* Start Data section *

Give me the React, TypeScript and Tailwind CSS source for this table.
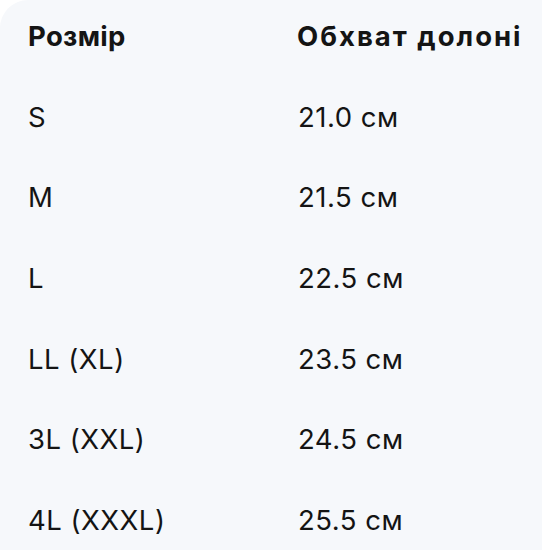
const rows: [string, string][] = [
  ["S", "21.0 см"],
  ["M", "21.5 см"],
  ["L", "22.5 см"],
  ["LL (XL)", "23.5 см"],
  ["3L (XXL)", "24.5 см"],
  ["4L (XXXL)", "25.5 см"],
];

export default function App() {
  return (
    <div className="w-[542px] h-[550px] bg-white overflow-hidden font-['Inter',sans-serif] text-[#141414]">
      <div className="h-full w-full bg-[#f6f8fb] rounded-tl-[28px]">
        <div className="grid grid-cols-[269px_1fr] h-[77px] items-center pl-[28px] pb-[4px] text-[27.5px] font-bold">
          <div className="tracking-[0.3px]">Розмір</div>
          <div className="tracking-[2px] whitespace-nowrap">Обхват долоні</div>
        </div>
        {rows.map(([size, girth]) => (
          <div
            key={size}
            className="grid grid-cols-[270px_1fr] h-[80.7px] items-center pl-[28px] text-[27.5px] tracking-[0.5px]"
          >
            <div>{size}</div>
            <div>{girth}</div>
          </div>
        ))}
      </div>
    </div>
  );
}
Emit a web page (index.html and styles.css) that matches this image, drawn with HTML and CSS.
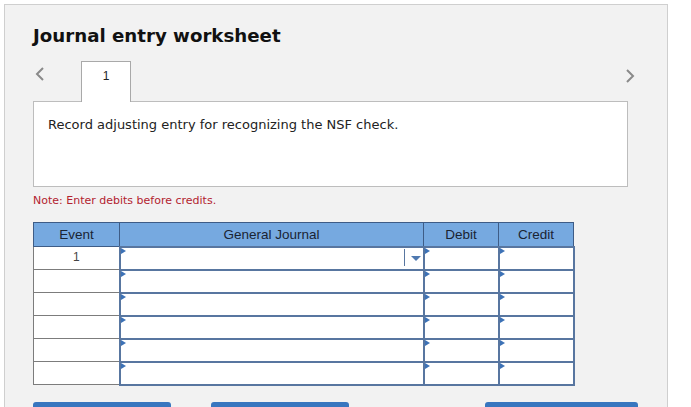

* End Data section *

* **Task statement**: Make a list of all lines in the data that contain "this".

* **Completed exercise**:
Give me the React, TypeScript and Tailwind CSS source for this table.
Emit a web page (index.html and styles.css) that matches this image, drawn with HTML and CSS.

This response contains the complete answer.